Control of populations of two-level systems by a single resonant laser pulse
Nikolay V. Golubev, Alexander I. Kuleff

TL;DR
This paper introduces an analytical method for designing resonant laser pulses that precisely control the population dynamics of two-level quantum systems, enabling tailored state transitions for applications like ultrafast molecular charge migration.
Contribution
It provides a novel analytical framework linking desired population evolutions to specific resonant laser pulses, applicable to various quantum control scenarios.
Findings
Derived explicit formulas for population-driven laser pulses
Demonstrated control from superposition to eigenstates
Potential applications in ultrafast molecular processes
Abstract
We present a simple approach allowing to obtain analytical expressions for laser pulses that can drive a two-level system in an arbitrarily chosen way.

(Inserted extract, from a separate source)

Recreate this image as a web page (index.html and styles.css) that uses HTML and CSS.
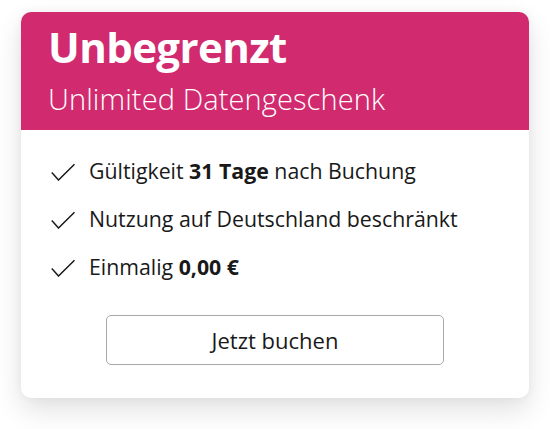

The proposed scheme relates every desired population-evolution path to a single resonant laser pulse. It allows to drive the system from any initial superposition of the two states to a final state having the desired distribution of the populations. We exemplify the scheme with a concrete example, where the system is driven from a non-stationary superposition of states to one of its eigenstates. We argue that the proposed approach may have interesting applications for designing pulses that can control ultrafast charge-migration processes in molecules. Although focused on laser driven population control, the results obtained are general and could be applied for designing other types of control fields.